Alienation as a dehumanisation:


“With an extraordinary act of tzimtzum, self-limitation, God gave the Israelites the chance to make something with their own hands, something they would value because, collectively, they had made it. Everyone who was willing could contribute, from whatever they had: “gold, silver or bronze, blue, purple or crimson yarns, fine linen, goat hair, red-dyed ram skins, fine leather, acacia wood, oil for the lamp, balsam oils for the anointing oil and for the fragrant incense,” jewels for the breastplate and so on. Some gave their labour and skills. Everyone had the opportunity to take part: women as well as men, the people as a whole, not just an elite.”


“For the first time God was asking them not just to follow His pillar of cloud and fire through the wilderness, or obey His laws, but to be active: to become builders and creators. And because it involved their work, energy and time, they invested something of themselves, individually and collectively, in it. We value what we create. The effort that we put into something does not just change the object.

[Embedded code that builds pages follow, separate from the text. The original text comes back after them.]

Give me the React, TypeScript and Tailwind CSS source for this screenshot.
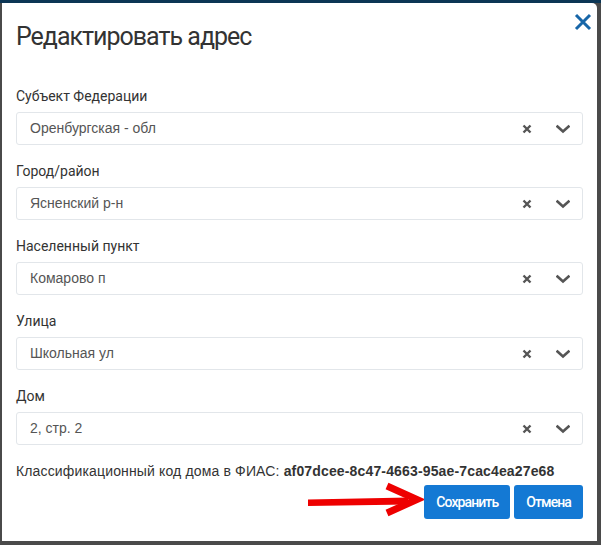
import React from "react";

const fields = [
  { label: "Субъект Федерации", value: "Оренбургская - обл" },
  { label: "Город/район", value: "Ясненский р-н" },
  { label: "Населенный пункт", value: "Комарово п" },
  { label: "Улица", value: "Школьная ул" },
  { label: "Дом", value: "2, стр. 2" },
];

const Chevron = () => (
  <svg width="14" height="10" viewBox="0 0 14 10">
    <path d="M1.5 2.5 L7 7.5 L12.5 2.5" fill="none" stroke="#555" strokeWidth="2.6" strokeLinecap="square" />
  </svg>
);

const Clear = () => (
  <svg width="10" height="10" viewBox="0 0 10 10">
    <path d="M1.5 1.5 L8.5 8.5 M8.5 1.5 L1.5 8.5" stroke="#555" strokeWidth="2.4" />
  </svg>
);

const Field = ({ label, value }: { label: string; value: string }) => (
  <div className="flex flex-col">
    <div className="h-5 text-[14px] leading-5 text-[#333] font-['Roboto',sans-serif]">{label}</div>
    <div className="mt-[6px] h-[33px] flex items-center rounded-[3px] border border-[#e2e6ea] pl-[13px] pr-[12px]">
      <span className="flex-1 text-[14px] text-[#555] font-['Liberation_Sans',sans-serif]">{value}</span>
      <span className="flex items-center justify-center w-[10px] mr-[24px]">
        <Clear />
      </span>
      <Chevron />
    </div>
  </div>
);

export default function App() {
  return (
    <div className="w-[601px] h-[545px] bg-[#4a4a4a] flex flex-col overflow-hidden">
      <div className="h-[3px] bg-[#0c3655] shrink-0" />
      <div className="flex pl-[2px]">
        <div className="w-[595px] h-[538px] bg-white rounded-tr-[5px] flex flex-col px-[14px]">
          <div className="flex items-start">
            <div className="flex-1 mt-[17px] h-[34px] text-[25px] leading-[34px] tracking-[-1px] text-[#333] font-['Roboto',sans-serif]">
              Редактировать адрес
            </div>
            <button className="mt-[10px] mr-[-9px] w-[18px] h-[18px] flex items-center justify-center">
              <svg width="18" height="18" viewBox="0 0 18 18">
                <path d="M2 2 L16 16 M16 2 L2 16" stroke="#1766a8" strokeWidth="3" />
              </svg>
            </button>
          </div>
          <div className="mt-[32px] flex flex-col gap-[16px] w-[567px]">
            {fields.map((f) => (
              <Field key={f.label} label={f.label} value={f.value} />
            ))}
          </div>
          <div className="mt-[16px] h-5 leading-5 text-[14px] tracking-[0.15px] text-[#333] font-['Liberation_Sans',sans-serif]">
            Классификационный код дома в ФИАС: <b>af07dcee-8c47-4663-95ae-7cac4ea27e68</b>
          </div>
          <div className="mt-[4px] flex items-start justify-end gap-[4px] w-[567px]">
            <svg width="112" height="34" viewBox="0 0 112 34" className="overflow-visible">
              <path d="M0 14.5 L100 12.5 L100 19.5 L0 21 Z" fill="#ee0000" />
              <polyline points="79,1 109,14.5 79,28" fill="none" stroke="#ee0000" strokeWidth="7" strokeLinejoin="miter" />
            </svg>
            <button className="h-[34px] px-[12px] rounded-[3px] bg-[#1479d4] text-white text-[14px] font-medium font-['Roboto',sans-serif] tracking-[-0.9px]">
              Сохранить
            </button>
            <button className="h-[34px] px-[12px] rounded-[3px] bg-[#1479d4] text-white text-[14px] font-medium font-['Roboto',sans-serif] tracking-[-0.9px]">
              Отмена
            </button>
          </div>
        </div>
      </div>
    </div>
  );
}
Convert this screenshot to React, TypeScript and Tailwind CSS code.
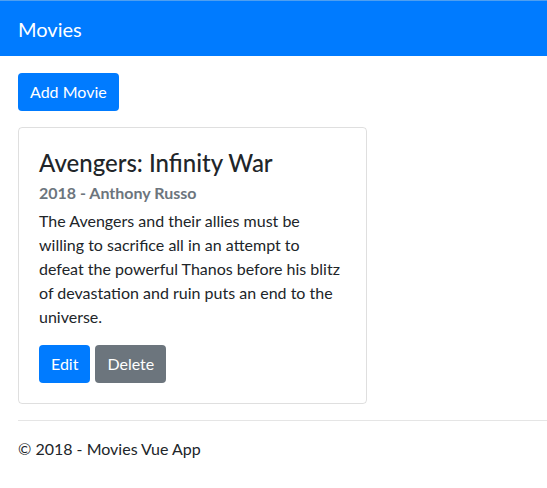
export default function App() {
  return (
    <div className="min-h-screen bg-white text-[#212529] font-['Lato',sans-serif] text-base leading-6">
      {/* Navbar */}
      <nav className="h-14 bg-[#007bff] border-t border-[#4f9ff0] flex items-center px-[18px]">
        <span className="text-white text-xl leading-[30px]">Movies</span>
      </nav>

      <main className="pl-[18px] pt-[17px]">
        <button
          type="button"
          className="h-[38px] rounded bg-[#007bff] px-3 text-white text-base"
        >
          Add Movie
        </button>

        {/* Card */}
        <div className="mt-4 w-[349px] rounded border border-black/[0.125] p-5">
          <h4 className="text-2xl leading-[29px] font-medium mb-3">
            Avengers: Infinity War
          </h4>
          <h6 className="-mt-1.5 text-base leading-[19px] font-bold text-[#6c757d]">
            2018 - Anthony Russo
          </h6>
          <p className="mt-[7px] mb-4 text-base leading-6">
            The Avengers and their allies must be willing to sacrifice all in an
            attempt to defeat the powerful Thanos before his blitz of
            devastation and ruin puts an end to the universe.
          </p>
          <div className="flex gap-[5px]">
            <button
              type="button"
              className="h-[38px] rounded bg-[#007bff] px-3 text-white"
            >
              Edit
            </button>
            <button
              type="button"
              className="h-[38px] rounded bg-[#6c757d] px-3 text-white"
            >
              Delete
            </button>
          </div>
        </div>

        <hr className="mt-4 border-t border-black/10" />
        <footer className="py-4 leading-6">&copy; 2018 - Movies Vue App</footer>
      </main>
    </div>
  );
}
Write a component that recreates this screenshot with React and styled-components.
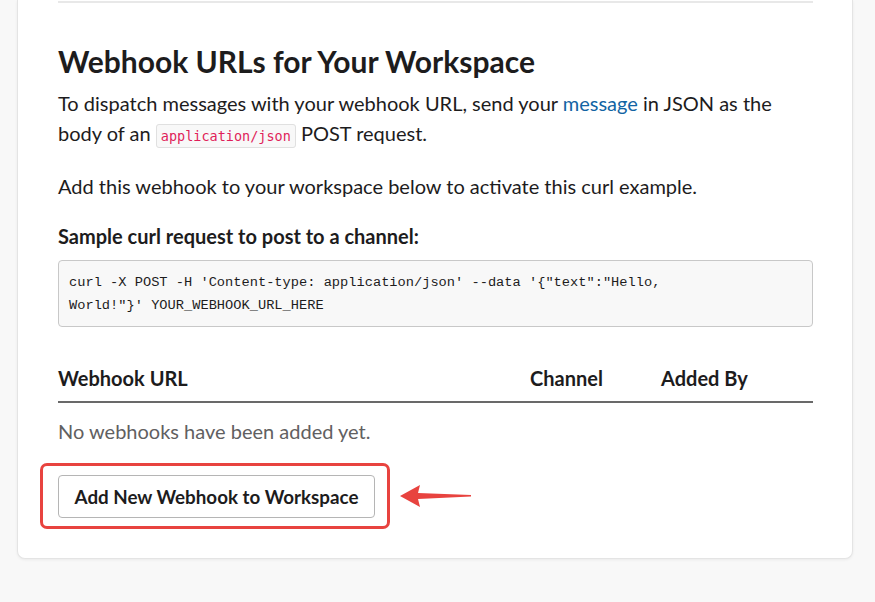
import React from "react";
import styled, { createGlobalStyle } from "styled-components";

const Global = createGlobalStyle`
  html, body { margin: 0; padding: 0; background: #f8f8f8; }
  body { font-family: Lato, "Open Sans", sans-serif; color: #1d1c1d; }
`;

const Page = styled.div`
  padding: 0 22px 40px 17px;
  min-height: 602px;
  box-sizing: border-box;
`;

const Card = styled.section`
  background: #fff;
  border: 1px solid #e4e4e4;
  border-top: none;
  border-radius: 0 0 8px 8px;
  box-shadow: 0 1px 3px rgba(0, 0, 0, 0.06);
  padding: 1px 39px 29px 40px;
`;

const Divider = styled.hr`
  margin: 0;
  border: none;
  border-top: 2px solid #e8e8e8;
`;

const Heading = styled.h2`
  margin: 40px 0 9px;
  font-size: 30px;
  line-height: 36px;
  font-weight: 700;
`;

const Para = styled.p`
  margin: 0 0 ${(p) => p.$mb || 0}px;
  font-size: 20px;
  line-height: 30px;
  font-weight: ${(p) => (p.$bold ? 700 : 400)};
`;

const Link = styled.a`
  color: #1264a3;
  text-decoration: none;
`;

const InlineCode = styled.code`
  font-family: "DejaVu Sans Mono", "Liberation Mono", monospace;
  font-size: 13.5px;
  line-height: 18px;
  color: #e01e5a;
  background: #f8f8f8;
  border: 1px solid #e0e0e0;
  border-radius: 3px;
  padding: 3px 4px;
`;

const CodeBlock = styled.pre`
  margin: 9px 0 0;
  font-family: "Liberation Mono", monospace;
  font-size: 13.7px;
  line-height: 23px;
  background: #f8f8f8;
  border: 1px solid #c8c8c8;
  border-radius: 4px;
  padding: 9.5px 10px;
  white-space: pre-wrap;
  color: #1d1c1d;
`;

const Table = styled.table`
  width: 100%;
  border-collapse: collapse;
  margin-top: 28px;
`;

const Th = styled.th`
  text-align: left;
  font-size: 20px;
  line-height: 30px;
  font-weight: 700;
  padding: 8px 0;
  border-bottom: 2px solid #696969;
  width: ${(p) => p.$w || "auto"};
`;

const Td = styled.td`
  font-size: 20px;
  line-height: 30px;
  color: #616061;
  padding: 13px 0;
`;

const ActionRow = styled.div`
  display: flex;
  align-items: center;
  gap: 9px;
  margin: 4px 0 0 -18px;
`;

const Highlight = styled.div`
  border: 3px solid #e8433f;
  border-radius: 7px;
  padding: 9px 12px 8px 15px;
`;

const Button = styled.button`
  font-family: Lato, sans-serif;
  font-size: 18.8px;
  font-weight: 700;
  color: #1d1c1d;
  background: #fff;
  border: 1px solid #b5b5b5;
  border-radius: 4px;
  height: 43px;
  width: 317px;
  padding: 0 10px;
  cursor: pointer;
`;

const Arrow = () => (
  <svg width="74" height="24" viewBox="0 0 74 24">
    <path d="M1 12 L21 1 L19 9 L72 11 L72 12.5 L19 15 L21 23 Z" fill="#e8433f" />
  </svg>
);

export default function App() {
  return (
    <>
      <Global />
      <Page>
        <Card>
          <Divider />
          <Heading>Webhook URLs for Your Workspace</Heading>
          <Para $mb={23}>
            To dispatch messages with your webhook URL, send your <Link href="#">message</Link> in JSON as the
            body of an <InlineCode>application/json</InlineCode> POST request.
          </Para>
          <Para $mb={20}>Add this webhook to your workspace below to activate this curl example.</Para>
          <Para $bold>Sample curl request to post to a channel:</Para>
          <CodeBlock>{`curl -X POST -H 'Content-type: application/json' --data '{"text":"Hello,\nWorld!"}' YOUR_WEBHOOK_URL_HERE`}</CodeBlock>
          <Table>
            <thead>
              <tr>
                <Th $w="472px">Webhook URL</Th>
                <Th $w="131px">Channel</Th>
                <Th>Added By</Th>
              </tr>
            </thead>
            <tbody>
              <tr>
                <Td colSpan={3}>No webhooks have been added yet.</Td>
              </tr>
            </tbody>
          </Table>
          <ActionRow>
            <Highlight>
              <Button>Add New Webhook to Workspace</Button>
            </Highlight>
            <Arrow />
          </ActionRow>
        </Card>
      </Page>
    </>
  );
}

It changes us.”


“The Creator of the universe was giving His people the chance to become creators also – not just of something physical and secular, but of something profoundly spiritual and sacred.”


Rabbi Sacks nails it in the final passage:


“Hence the life-changing lesson: if you want people to value something, get them to participate in creating it. Give them a challenge and give them responsibility. The effort we put into something does not just change the object: it changes us. The greater the labour, the greater the love for what we have made.”



In the article Sacks writes of co-creation, of human beings and Gods as partners:

“The builders of the sanctuary lifted up their gift to God, and in the process of lifting, discovered that they themselves were lifted. God was giving them the chance to become “His partners in the work of creation,” the highest characterisation ever given of the human condition.”

“This is a life-changing idea. The greatest gift we can give people is to give them the chance to create. This is the one gift that turns the recipient into a giver. It gives them dignity. It shows that we trust them, have faith in them, and believe they are capable of great things.”


Sacks’ book The Great Partnership describes this idea of co-responsibility in the creation at length. It was the book that influenced me most in revealing what it was I was searching for, and not finding, in philosophy.


“There is a difference between a contradiction and a cry.

You can solve a contradiction by sitting quietly in a room, thinking, using conceptual ingenuity, reframing. Philosophy, said Wittgenstein, leaves the world unchanged. But faith does not leave the world unchanged. You cannot solve a cry by thinking. Moses, weeping for his people, is not consoled by Leibniz's admittedly brilliant proof that all is for the best in the best of all possible worlds. Theodicy, the attempt to vindicate God's justice in a world of evil, is compelling evidence that in the translation of Abrahamic spirituality into the language of Plato and Aristotle, something is lost. What is lost is the cry.”

(Jonathan Sacks, The Great Partnership, 2011: 141)


Or

“A too confident sense of justice always leads to injustice.” (Reinhold Niebuhr).

Where is the house you will build for me? Where will my resting place be?